Evidence of Brenda Staples
A statement by Brenda Staples dated 25 February 2007 was tendered on behalf of the second respondent. The following is a summary of that statement:
· Ms Staples was engaged as an accounts supervisor with the appellant whose duties included attending to accounts payable and payroll.
· The deceased was engaged by the appellant as a consultant at their Amber Tiles Newcastle store from the inception of the company up until his death. The deceased’s consultancy duties involved the general management of the Newcastle store and sales duties.
· The deceased’s consultancy fee at the time of his death was $4,583.00 per month including GST. That fee was paid to Philmar Investments Pty Limited and was paid directly to a bank account but Ms Staples was unaware as to whether that was the deceased personal account or Philmar Investments account.
· The deceased was part owner of the Newcastle Amber Tiles franchise in partnership with Mr Vadas and Mr Watson. Mr Watson was paid as a consultant in a manner similar to the deceased but payment was made to a different company. Mr Vadas worked at the Brisbane store and was not paid a consultancy fee. Ms Staples was unaware as to whether there were any written agreements or contracts.
· In 2004 the deceased was working more hours than Mr Watson and he wanted to be paid extra. He was placed on the appellant’s books as a casual employee on 1 July 2004 and remained as such up until 15 December 2005. A tax declaration form was provided by the deceased together with his tax file number. He was paid as a casual employee and payment was made to his account. Ms Staples was not aware as to whether that was a personal account or the account of Philmar. There was no written agreement concerning this arrangement but was all verbal and arranged at instruction of the deceased.
· The payments for extra hours continued until the deceased’s last overtime payment on 14 December 2005. In the period from 1 July 2005 to 14 December 2005 he worked a total of 78 hours and was paid $1147.80 gross.

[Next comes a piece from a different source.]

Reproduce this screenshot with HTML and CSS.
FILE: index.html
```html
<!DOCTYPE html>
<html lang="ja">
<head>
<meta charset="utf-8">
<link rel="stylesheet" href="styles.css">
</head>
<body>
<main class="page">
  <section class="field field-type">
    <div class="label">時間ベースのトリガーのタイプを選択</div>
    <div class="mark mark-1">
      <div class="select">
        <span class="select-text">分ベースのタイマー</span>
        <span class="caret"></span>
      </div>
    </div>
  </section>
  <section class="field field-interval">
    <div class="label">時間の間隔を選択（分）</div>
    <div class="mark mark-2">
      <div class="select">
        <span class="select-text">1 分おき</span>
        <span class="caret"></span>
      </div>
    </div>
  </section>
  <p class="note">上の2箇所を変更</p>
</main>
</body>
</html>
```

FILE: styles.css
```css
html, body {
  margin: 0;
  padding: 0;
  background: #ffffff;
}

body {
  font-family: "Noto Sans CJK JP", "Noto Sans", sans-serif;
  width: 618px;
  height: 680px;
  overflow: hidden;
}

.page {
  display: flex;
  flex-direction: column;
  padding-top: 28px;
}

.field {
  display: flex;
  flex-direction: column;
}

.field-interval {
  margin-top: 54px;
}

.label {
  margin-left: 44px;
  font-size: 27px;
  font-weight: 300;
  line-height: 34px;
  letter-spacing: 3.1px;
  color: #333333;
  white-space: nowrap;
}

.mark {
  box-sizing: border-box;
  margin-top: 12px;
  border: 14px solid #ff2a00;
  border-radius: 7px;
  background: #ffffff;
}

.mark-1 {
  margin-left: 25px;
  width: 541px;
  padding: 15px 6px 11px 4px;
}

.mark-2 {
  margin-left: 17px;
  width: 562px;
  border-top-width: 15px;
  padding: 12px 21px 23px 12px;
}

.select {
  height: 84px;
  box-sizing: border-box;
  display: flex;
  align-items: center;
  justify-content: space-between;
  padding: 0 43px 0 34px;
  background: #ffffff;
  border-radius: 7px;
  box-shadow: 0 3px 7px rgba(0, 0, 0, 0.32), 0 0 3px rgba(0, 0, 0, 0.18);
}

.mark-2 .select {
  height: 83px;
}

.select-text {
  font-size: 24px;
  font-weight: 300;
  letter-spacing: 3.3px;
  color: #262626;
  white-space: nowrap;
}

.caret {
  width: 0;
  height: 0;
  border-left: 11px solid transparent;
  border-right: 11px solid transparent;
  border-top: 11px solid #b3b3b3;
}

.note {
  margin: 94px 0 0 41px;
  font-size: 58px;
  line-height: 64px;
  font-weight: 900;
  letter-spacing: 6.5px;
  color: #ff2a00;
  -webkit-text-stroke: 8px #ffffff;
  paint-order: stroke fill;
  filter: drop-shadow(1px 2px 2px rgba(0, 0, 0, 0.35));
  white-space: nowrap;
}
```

· No overtime payments were paid to the deceased after 14 December 2005 given that Mr Watson began to work longer hours leading up to that time and the deceased was satisfied that there was equal input between himself and Mr Watson and did not request further payments for extra hours.
Company records
An extract from the records of the Australia Securities and Investments Commission (‘ASIC’) records that the appellant company was registered on 13 June 1996. That company’s registered office was 148 Charlestown Road Kotara South NSW 2289. The principal place of business was recorded as being cnr Charlestown Road and Myal Road Kotara NSW. The directors were named as the deceased, Mr Vadas and Mr Watson. Members of the company were named as Capember Pty Limited (50 ordinary shares), Harrlea Pty Ltd (50 ordinary shares) and Margaret Smith together with Phillip Henry Smith noted as jointly holding 30 ordinary shares. That search records that Mrs Smith and her late husband had acquired shares from time to time commencing on 1 December 1996. Subsequent acquisitions are noted as occurring in November 1998, July 1999, August 2000, August 2001. Mr Vadas had been appointed a director in June 1996 and Mr Watson and the deceased were appointed in August 1996.

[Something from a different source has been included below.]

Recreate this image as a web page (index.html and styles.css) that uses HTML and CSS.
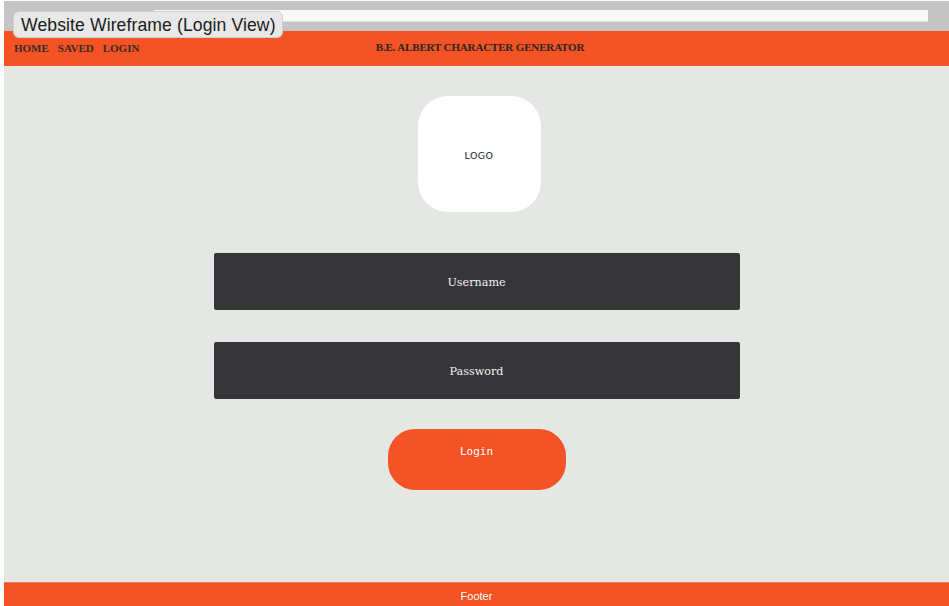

An extract from ASIC records relating to Philmar Investments (Newcastle) Pty Limited records that the company was registered on 30 June 1997. Detail of that organisation includes a description that it is limited by shares and was of a subclass “Superannuation trustee propriety company”. The deceased was sole shareholder and sole director, having been been appointed on 30 June 1997.
A document was tendered on behalf of the second respondent which appears to be a print out from the Australian Government ABN records concerning Australian business number 24 689 462 046. That document indicates that the ABN number had been active since March 2000, that the entity name was “The Trustee for Terra Firma Newcastle unit trust”. The trading name is noted as “Amber Newcastle”.
Financial records
Copies of the deceased’s individual tax returns for the years 2003, 2004 and 2005 were in evidence. The deceased’s income was stated in the return for the year ending 30 June 2005 to have comprised $6,157.00 received from Amber Newcastle (ABN 24 689 462 046), the sum of $17,549.00 from Woolworths Limited and director’s fees in the sum of $26,000.00. Total income was stated to have been $49,706.00. Where relevant detail of the earlier returns is noted hereunder.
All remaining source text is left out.